**Aim of the exercise**
Pictures stay out of the copy; set down each line of the listing below exactly.

**Material provided**
○ ○ ○

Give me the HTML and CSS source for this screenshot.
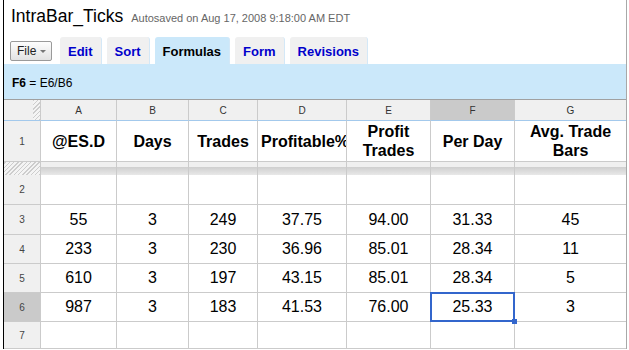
FILE: index.html
```html
<!DOCTYPE html>
<html lang="en">
<head>
    <meta charset="UTF-8">
    <meta name="viewport" content="width=device-width, initial-scale=1.0">
    <title>IntraBar_Ticks</title>
    <link rel="stylesheet" href="styles.css">
</head>
<body>
<div class="sheet">
    <div class="top">
        <div class="title-row">
            <h1 class="title">IntraBar_Ticks</h1>
            <span class="saved">Autosaved on Aug 17, 2008 9:18:00 AM EDT</span>
        </div>
        <div class="tabs">
            <button class="file-btn">File <span class="arrow"></span></button>
            <div class="tab">Edit</div>
            <div class="tab">Sort</div>
            <div class="tab active">Formulas</div>
            <div class="tab">Form</div>
            <div class="tab">Revisions</div>
        </div>
    </div>

    <div class="formula"><b>F6</b> = E6/B6</div>

    <div class="grid">
        <!-- column letters -->
        <div class="c ch corner"></div>
        <div class="c ch">A</div>
        <div class="c ch">B</div>
        <div class="c ch">C</div>
        <div class="c ch">D</div>
        <div class="c ch">E</div>
        <div class="c ch on">F</div>
        <div class="c ch">G</div>

        <!-- row 1: frozen header -->
        <div class="c rh">1</div>
        <div class="c hd">@ES.D</div>
        <div class="c hd">Days</div>
        <div class="c hd">Trades</div>
        <div class="c hd">Profitable%</div>
        <div class="c hd">Profit<br>Trades</div>
        <div class="c hd">Per Day</div>
        <div class="c hd">Avg. Trade<br>Bars</div>

        <!-- freeze bar -->
        <div class="c fz grip"></div>
        <div class="c fz"></div>
        <div class="c fz"></div>
        <div class="c fz"></div>
        <div class="c fz"></div>
        <div class="c fz"></div>
        <div class="c fz"></div>
        <div class="c fz"></div>

        <div class="c rh">2</div>
        <div class="c"></div>
        <div class="c"></div>
        <div class="c"></div>
        <div class="c"></div>
        <div class="c"></div>
        <div class="c"></div>
        <div class="c"></div>

        <div class="c rh">3</div>
        <div class="c">55</div>
        <div class="c">3</div>
        <div class="c">249</div>
        <div class="c">37.75</div>
        <div class="c">94.00</div>
        <div class="c">31.33</div>
        <div class="c">45</div>

        <div class="c rh">4</div>
        <div class="c">233</div>
        <div class="c">3</div>
        <div class="c">230</div>
        <div class="c">36.96</div>
        <div class="c">85.01</div>
        <div class="c">28.34</div>
        <div class="c">11</div>

        <div class="c rh">5</div>
        <div class="c">610</div>
        <div class="c">3</div>
        <div class="c">197</div>
        <div class="c">43.15</div>
        <div class="c">85.01</div>
        <div class="c">28.34</div>
        <div class="c">5</div>

        <div class="c rh on">6</div>
        <div class="c">987</div>
        <div class="c">3</div>
        <div class="c">183</div>
        <div class="c">41.53</div>
        <div class="c">76.00</div>
        <div class="c sel">25.33</div>
        <div class="c">3</div>

        <div class="c rh">7</div>
        <div class="c"></div>
        <div class="c"></div>
        <div class="c"></div>
        <div class="c"></div>
        <div class="c"></div>
        <div class="c"></div>
        <div class="c"></div>
    </div>
</div>
</body>
</html>
```

FILE: styles.css
```css
body {
    margin: 0;
    font-family: "Liberation Sans", Arial, sans-serif;
    background: #fff;
    color: #000;
}
.sheet {
    margin-left: 3px;
    width: 622px;
    border-left: 1px solid #000;
    border-right: 1px solid #a8a8a8;
}
.top {
    height: 64px;
    display: flex;
    flex-direction: column;
    justify-content: space-between;
}
.title-row {
    display: flex;
    align-items: baseline;
    gap: 8px;
    padding: 6px 0 0 7px;
}
.title {
    margin: 0;
    font-size: 17.5px;
    line-height: 20px;
    font-weight: normal;
}
.saved {
    font-size: 11px;
    color: #666;
}
.tabs {
    display: flex;
    align-items: flex-end;
    padding-left: 6px;
}
.file-btn {
    box-sizing: border-box;
    width: 42px;
    height: 20px;
    margin: 0 8px 3px 0;
    padding: 0 5px 0 6px;
    display: flex;
    align-items: center;
    gap: 4px;
    font-family: inherit;
    font-size: 12px;
    color: #222;
    border: 1px solid #9a9a9a;
    border-radius: 2px;
    background: linear-gradient(#fdfdfd, #e2e2e2);
}
.arrow {
    width: 0;
    height: 0;
    border-left: 3px solid transparent;
    border-right: 3px solid transparent;
    border-top: 3px solid #777;
}
.tab {
    padding: 7px 8px 5px 8px;
    line-height: 15px;
    font-size: 13px;
    font-weight: bold;
    color: #0000cc;
    background: #f0f0f0;
    border-radius: 3px 3px 0 0;
    border-right: 1px solid #d4e8f7;
    margin-right: 5px;
}
.tab.active {
    background: #cbe8fa;
    color: #000;
}
.formula {
    box-sizing: border-box;
    height: 36px;
    padding: 12px 0 0 8px;
    font-size: 12px;
    line-height: 14px;
    background: #cbe8fa;
    border-bottom: 1px solid #a0a0a0;
}
.grid {
    display: grid;
    grid-template-columns: 37px 76px 72px 69px 89px 84px 84px 111px;
    grid-template-rows: 21px 41px 13px 30px 30px 29px 29px 29px 27px;
}
.c {
    box-sizing: border-box;
    border-right: 1px solid #cbcbcb;
    border-bottom: 1px solid #cbcbcb;
    display: flex;
    flex-direction: column;
    justify-content: center;
    text-align: center;
    white-space: nowrap;
    font-size: 16px;
}
.c:nth-child(8n) {
    border-right: 0;
}
.ch {
    background: #f0f0f0;
    font-size: 10px;
    color: #333;
    border-bottom-color: #a3c9ec;
}
.corner {
    background: repeating-linear-gradient(-45deg, #cdcdcd 0 1px, #f4f4f4 1px 3px) right / 7px 100% no-repeat, #f0f0f0;
}
.rh {
    background: #f0f0f0;
    font-size: 10px;
    color: #444;
}
.on {
    background: #cacaca;
}
.hd {
    font-weight: bold;
    line-height: 19px;
    padding: 0 3px;
    overflow: hidden;
}
.fz {
    border-bottom: 0;
    background: linear-gradient(#f0f0f0 0 5px, #cfcfcf 5px, #e8e8e8);
}
.grip {
    background: repeating-linear-gradient(-45deg, #cdcdcd 0 1px, #f4f4f4 1px 3px);
}
.sel {
    position: relative;
}
.sel::before {
    content: "";
    position: absolute;
    top: -1px;
    left: -1px;
    right: -1px;
    bottom: -1px;
    border: 2px solid #3366cc;
    z-index: 1;
}
.sel::after {
    content: "";
    position: absolute;
    right: -3px;
    bottom: -3px;
    width: 5px;
    height: 5px;
    background: #3366cc;
    z-index: 2;
}
```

○ ○ ○

**Solution to the exercise**
Give me the HTML and CSS source for this screenshot.
FILE: index.html
```html
<!DOCTYPE html>
<html lang="en">
<head>
    <meta charset="UTF-8">
    <meta name="viewport" content="width=device-width, initial-scale=1.0">
    <title>IntraBar_Ticks</title>
    <link rel="stylesheet" href="styles.css">
</head>
<body>
<div class="sheet">
    <div class="top">
        <div class="title-row">
            <h1 class="title">IntraBar_Ticks</h1>
            <span class="saved">Autosaved on Aug 17, 2008 9:18:00 AM EDT</span>
        </div>
        <div class="tabs">
            <button class="file-btn">File <span class="arrow"></span></button>
            <div class="tab">Edit</div>
            <div class="tab">Sort</div>
            <div class="tab active">Formulas</div>
            <div class="tab">Form</div>
            <div class="tab">Revisions</div>
        </div>
    </div>

    <div class="formula"><b>F6</b> = E6/B6</div>

    <div class="grid">
        <!-- column letters -->
        <div class="c ch corner"></div>
        <div class="c ch">A</div>
        <div class="c ch">B</div>
        <div class="c ch">C</div>
        <div class="c ch">D</div>
        <div class="c ch">E</div>
        <div class="c ch on">F</div>
        <div class="c ch">G</div>

        <!-- row 1: frozen header -->
        <div class="c rh">1</div>
        <div class="c hd">@ES.D</div>
        <div class="c hd">Days</div>
        <div class="c hd">Trades</div>
        <div class="c hd">Profitable%</div>
        <div class="c hd">Profit<br>Trades</div>
        <div class="c hd">Per Day</div>
        <div class="c hd">Avg. Trade<br>Bars</div>

        <!-- freeze bar -->
        <div class="c fz grip"></div>
        <div class="c fz"></div>
        <div class="c fz"></div>
        <div class="c fz"></div>
        <div class="c fz"></div>
        <div class="c fz"></div>
        <div class="c fz"></div>
        <div class="c fz"></div>

        <div class="c rh">2</div>
        <div class="c"></div>
        <div class="c"></div>
        <div class="c"></div>
        <div class="c"></div>
        <div class="c"></div>
        <div class="c"></div>
        <div class="c"></div>

        <div class="c rh">3</div>
        <div class="c">55</div>
        <div class="c">3</div>
        <div class="c">249</div>
        <div class="c">37.75</div>
        <div class="c">94.00</div>
        <div class="c">31.33</div>
        <div class="c">45</div>

        <div class="c rh">4</div>
        <div class="c">233</div>
        <div class="c">3</div>
        <div class="c">230</div>
        <div class="c">36.96</div>
        <div class="c">85.01</div>
        <div class="c">28.34</div>
        <div class="c">11</div>

        <div class="c rh">5</div>
        <div class="c">610</div>
        <div class="c">3</div>
        <div class="c">197</div>
        <div class="c">43.15</div>
        <div class="c">85.01</div>
        <div class="c">28.34</div>
        <div class="c">5</div>

        <div class="c rh on">6</div>
        <div class="c">987</div>
        <div class="c">3</div>
        <div class="c">183</div>
        <div class="c">41.53</div>
        <div class="c">76.00</div>
        <div class="c sel">25.33</div>
        <div class="c">3</div>

        <div class="c rh">7</div>
        <div class="c"></div>
        <div class="c"></div>
        <div class="c"></div>
        <div class="c"></div>
        <div class="c"></div>
        <div class="c"></div>
        <div class="c"></div>
    </div>
</div>
</body>
</html>
```

FILE: styles.css
```css
body {
    margin: 0;
    font-family: "Liberation Sans", Arial, sans-serif;
    background: #fff;
    color: #000;
}
.sheet {
    margin-left: 3px;
    width: 622px;
    border-left: 1px solid #000;
    border-right: 1px solid #a8a8a8;
}
.top {
    height: 64px;
    display: flex;
    flex-direction: column;
    justify-content: space-between;
}
.title-row {
    display: flex;
    align-items: baseline;
    gap: 8px;
    padding: 6px 0 0 7px;
}
.title {
    margin: 0;
    font-size: 17.5px;
    line-height: 20px;
    font-weight: normal;
}
.saved {
    font-size: 11px;
    color: #666;
}
.tabs {
    display: flex;
    align-items: flex-end;
    padding-left: 6px;
}
.file-btn {
    box-sizing: border-box;
    width: 42px;
    height: 20px;
    margin: 0 8px 3px 0;
    padding: 0 5px 0 6px;
    display: flex;
    align-items: center;
    gap: 4px;
    font-family: inherit;
    font-size: 12px;
    color: #222;
    border: 1px solid #9a9a9a;
    border-radius: 2px;
    background: linear-gradient(#fdfdfd, #e2e2e2);
}
.arrow {
    width: 0;
    height: 0;
    border-left: 3px solid transparent;
    border-right: 3px solid transparent;
    border-top: 3px solid #777;
}
.tab {
    padding: 7px 8px 5px 8px;
    line-height: 15px;
    font-size: 13px;
    font-weight: bold;
    color: #0000cc;
    background: #f0f0f0;
    border-radius: 3px 3px 0 0;
    border-right: 1px solid #d4e8f7;
    margin-right: 5px;
}
.tab.active {
    background: #cbe8fa;
    color: #000;
}
.formula {
    box-sizing: border-box;
    height: 36px;
    padding: 12px 0 0 8px;
    font-size: 12px;
    line-height: 14px;
    background: #cbe8fa;
    border-bottom: 1px solid #a0a0a0;
}
.grid {
    display: grid;
    grid-template-columns: 37px 76px 72px 69px 89px 84px 84px 111px;
    grid-template-rows: 21px 41px 13px 30px 30px 29px 29px 29px 27px;
}
.c {
    box-sizing: border-box;
    border-right: 1px solid #cbcbcb;
    border-bottom: 1px solid #cbcbcb;
    display: flex;
    flex-direction: column;
    justify-content: center;
    text-align: center;
    white-space: nowrap;
    font-size: 16px;
}
.c:nth-child(8n) {
    border-right: 0;
}
.ch {
    background: #f0f0f0;
    font-size: 10px;
    color: #333;
    border-bottom-color: #a3c9ec;
}
.corner {
    background: repeating-linear-gradient(-45deg, #cdcdcd 0 1px, #f4f4f4 1px 3px) right / 7px 100% no-repeat, #f0f0f0;
}
.rh {
    background: #f0f0f0;
    font-size: 10px;
    color: #444;
}
.on {
    background: #cacaca;
}
.hd {
    font-weight: bold;
    line-height: 19px;
    padding: 0 3px;
    overflow: hidden;
}
.fz {
    border-bottom: 0;
    background: linear-gradient(#f0f0f0 0 5px, #cfcfcf 5px, #e8e8e8);
}
.grip {
    background: repeating-linear-gradient(-45deg, #cdcdcd 0 1px, #f4f4f4 1px 3px);
}
.sel {
    position: relative;
}
.sel::before {
    content: "";
    position: absolute;
    top: -1px;
    left: -1px;
    right: -1px;
    bottom: -1px;
    border: 2px solid #3366cc;
    z-index: 1;
}
.sel::after {
    content: "";
    position: absolute;
    right: -3px;
    bottom: -3px;
    width: 5px;
    height: 5px;
    background: #3366cc;
    z-index: 2;
}
```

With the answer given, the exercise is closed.